Slashdot Mirror


IBM vs. Content Chaos

ps writes "IBM's Almaden Research Center has been featured for their continued work on "Web Fountain", a huge system to turn all the unstructured info on the web into structured data. (Is "pink" the singer or the color?) IEEE reports that the first commercial use will be to track public opinion for companies. " It looks like its feeding ground is primarily the public Internet, but it can be fed private information as well.

5 of 216 comments (clear)

  1. Expensive by starvingcodeartist · · Score: 4, Interesting

    In the article is says they plan on charging between $150,000 and $300,000 a year to use this super-search engine. They think corporate execs will pay for it. Seems really steep to me. BUT, for corporate execs, its probably not too expensive. They'll just outsource another 10-15 programming jobs to India to pay for it.

    1. Re:Expensive by orac2 · · Score: 4, Interesting

      The point is that it's not intended for use as a search engine, but a platform for doing computation intensive data mining and analysis. A search engine can tell you how many mentions of IBM appear on the web, but not how people feel about IBM.

      --
      "Just once, I'd like to meet an alien menace that wasn't immune to bullets." -- The Brigadier, Dr. Who
  2. What about Existing Data? by ParadoxicalPostulate · · Score: 4, Interesting

    Are you telling me that there are programmers willing to go through [Insert Ludicrously Large Number Here] files and "annotate" them using XML to fit the new system?

    You would need an enormous workforce to do that.

    And if they don't plan on doing that, what about all the existing information? Is it going to be excluded from the database?
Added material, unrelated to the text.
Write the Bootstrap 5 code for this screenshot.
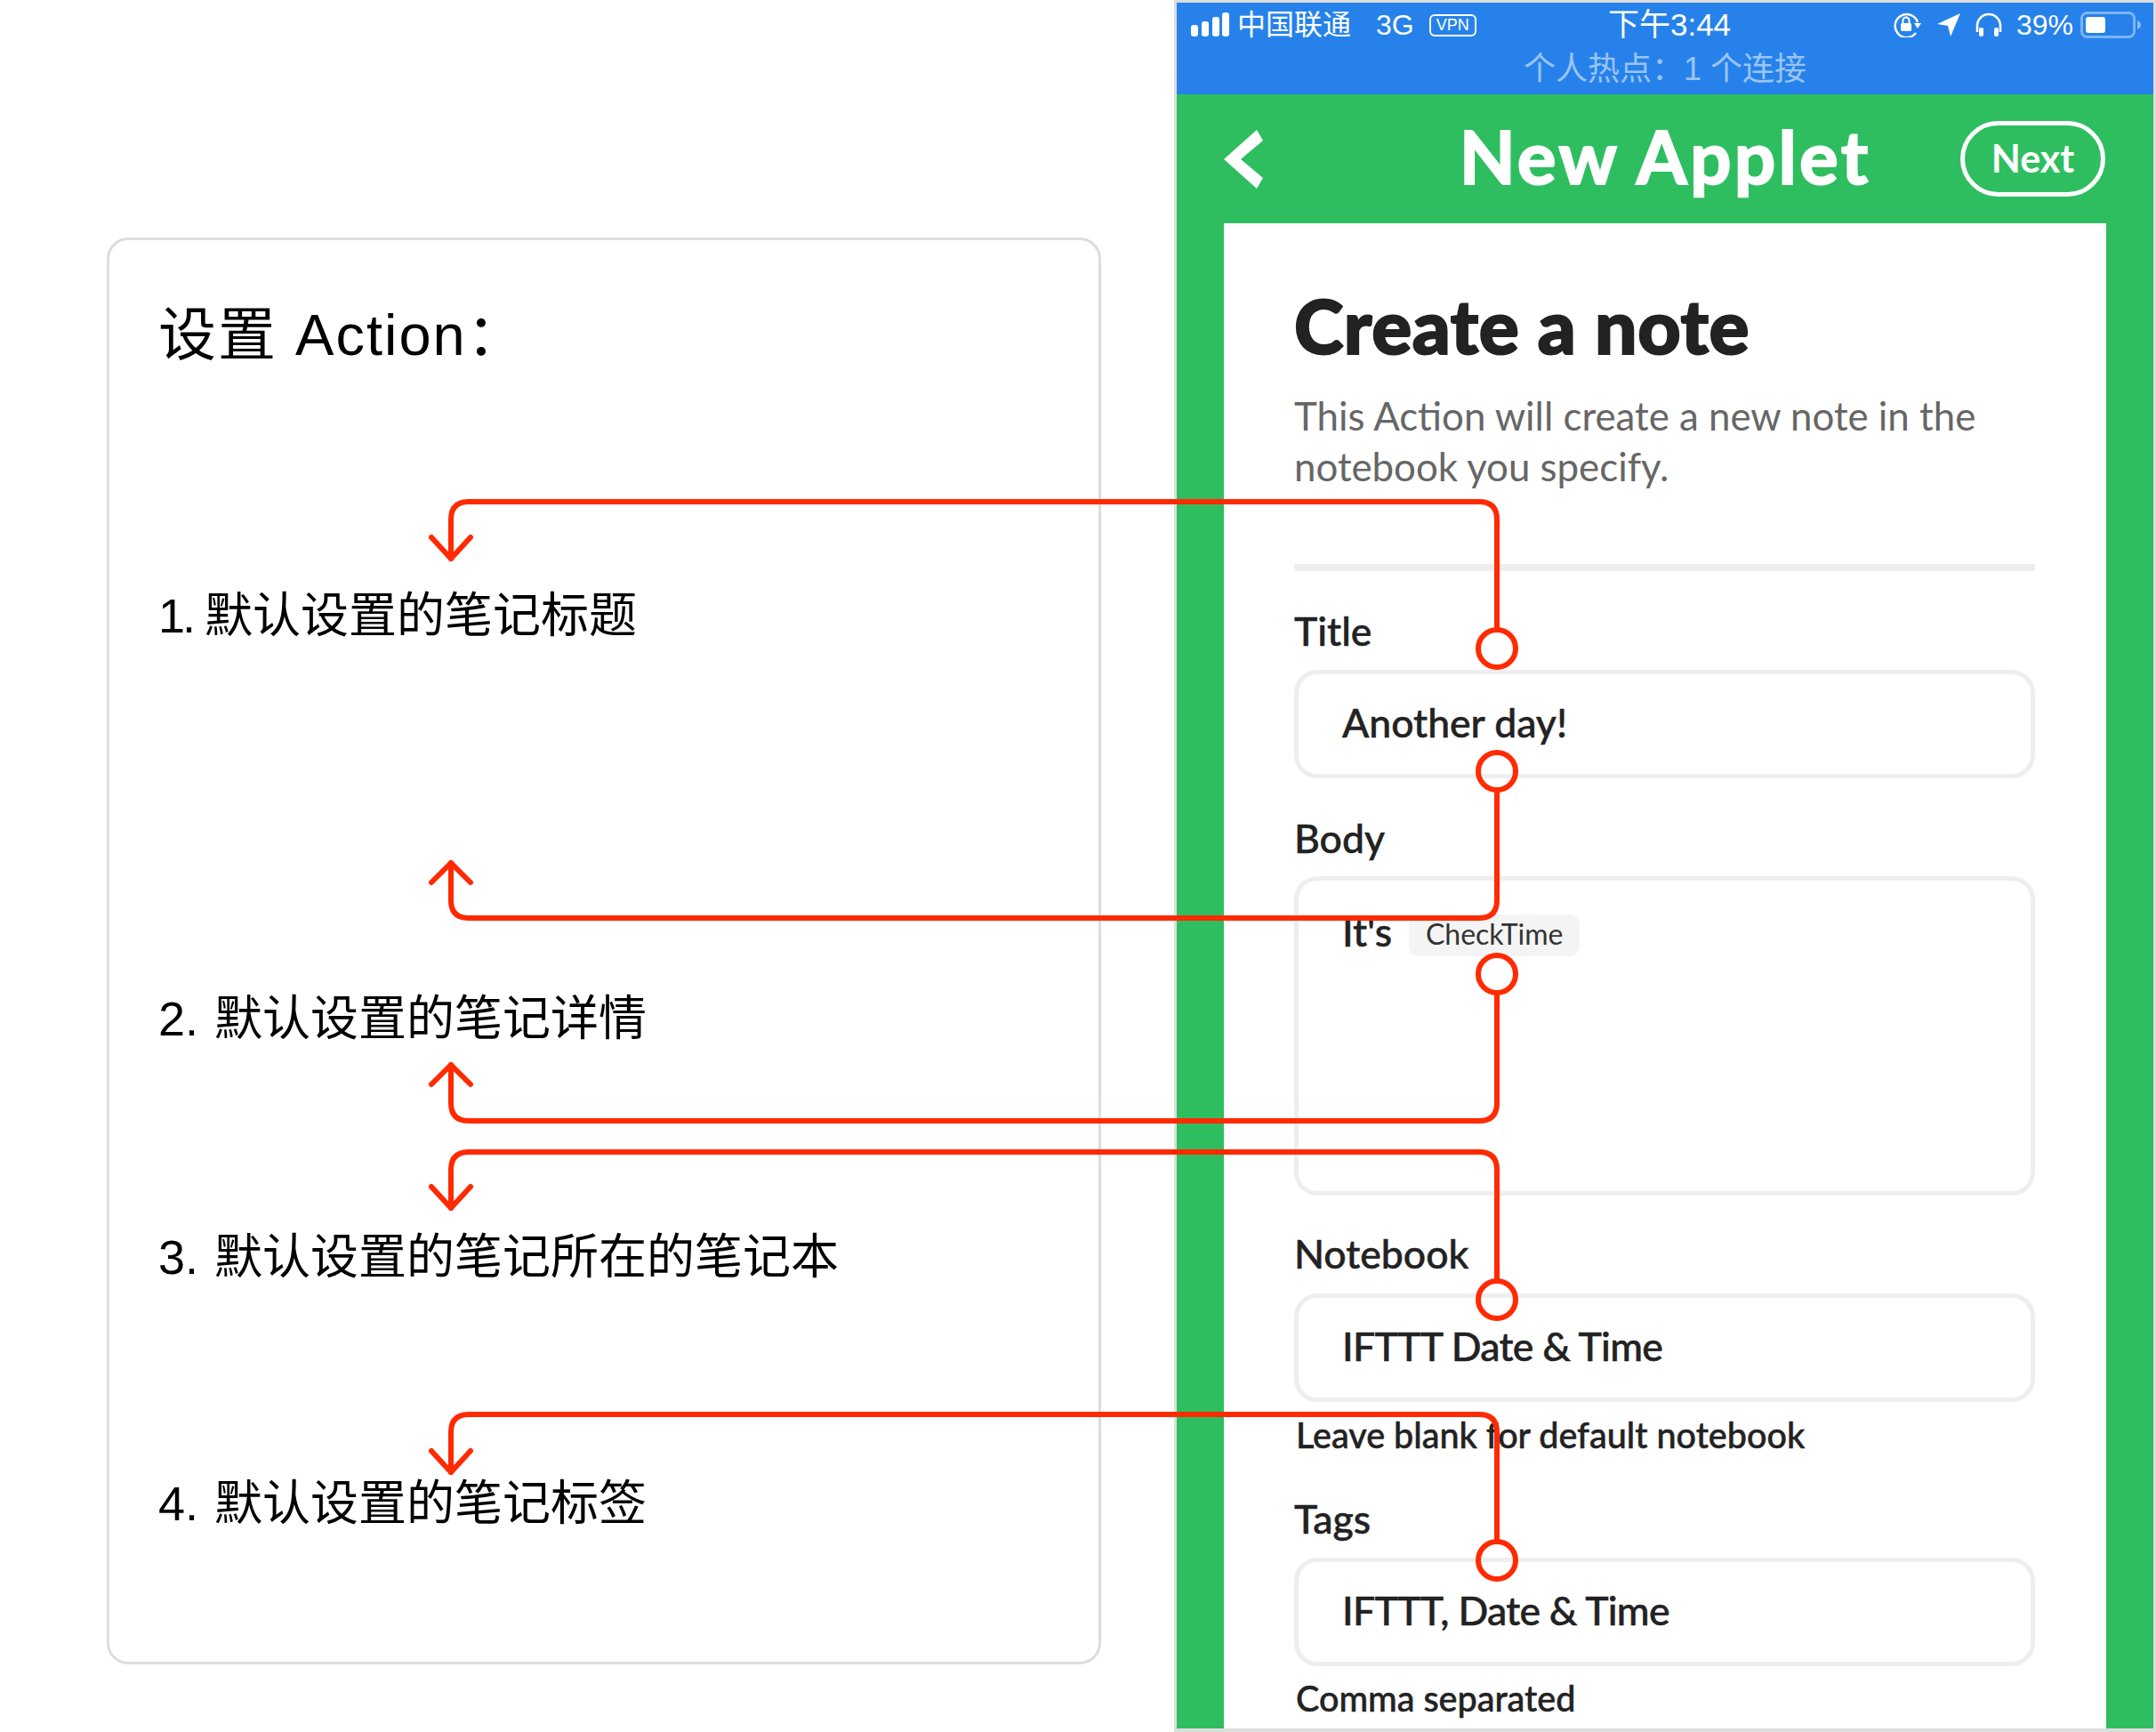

Seems like much of a waste to me!

    Damn but I would love to have access to one of these, even if the amount of information available will be miniscule (relatively speaking) for the next few years.

  3. How long before people start gaming the system? by dpbsmith · · Score: 4, Interesting

    As Google has discovered, it's only possible for simple heuristics and algorithms to "understand" the human content on the Web for as long as it doesn't matter.

    As soon as people become aware that Google or WebFountain or whatever is trying to evaluate web content, immediately they will begin trying to reverse-engineer and subvert the algorithms and heuristics that are used.

    And the stakes are much higher for gaming WebFountain than for gaming Google.

    For example, I'd imagine there would be big money for anyone who could convince companies that they know how to make it appear that a particular movie/song/toy/computer was "hot," so that the WebFountain-using Walmarts and Best Buys of the world would stock more of it.

    WebFountain will work well only until it is actually introduced.

  4. Half a football field? by AndroidCat · · Score: 4, Interesting
    (Imperial or metric football fields?)
    IBM's breakthrough is called WebFountain--half a football field's worth of rack-mounted processors, routers, and disk drives running a huge menagerie of programs.
    Later:
    It uses a cluster of thirty 2.4-GHz Intel Xeon dual-processor computers running Linux to crawl as much of the general Web as it can find at least once a week.

    To ensure that WebFountain's finger is constantly on the pulse of the Internet, an additional suite of similar computers is dedicated to crawling important but volatile Web sites, such as those hosting blogs, at least once a day. Other machines maintain access to popular non-Web-based sources, such as Usenet (a newsgroup service that predates the Web) and the Internet Relay Chat system, known as IRC. The data is then passed into WebFountain's main cluster of computers, currently composed of 32 server racks connected via gigabit Ethernet. Each rack holds eight Xeon dual-processor computers and is equipped with about 4-5 terabytes of disk storage.

    That's a lot of stuff, but half a football field? Possibly they're including cubicles for the staff or did they just inherit some old Big Iron space that was that large?
    --
    One line blog. I hear that they're called Twitters now.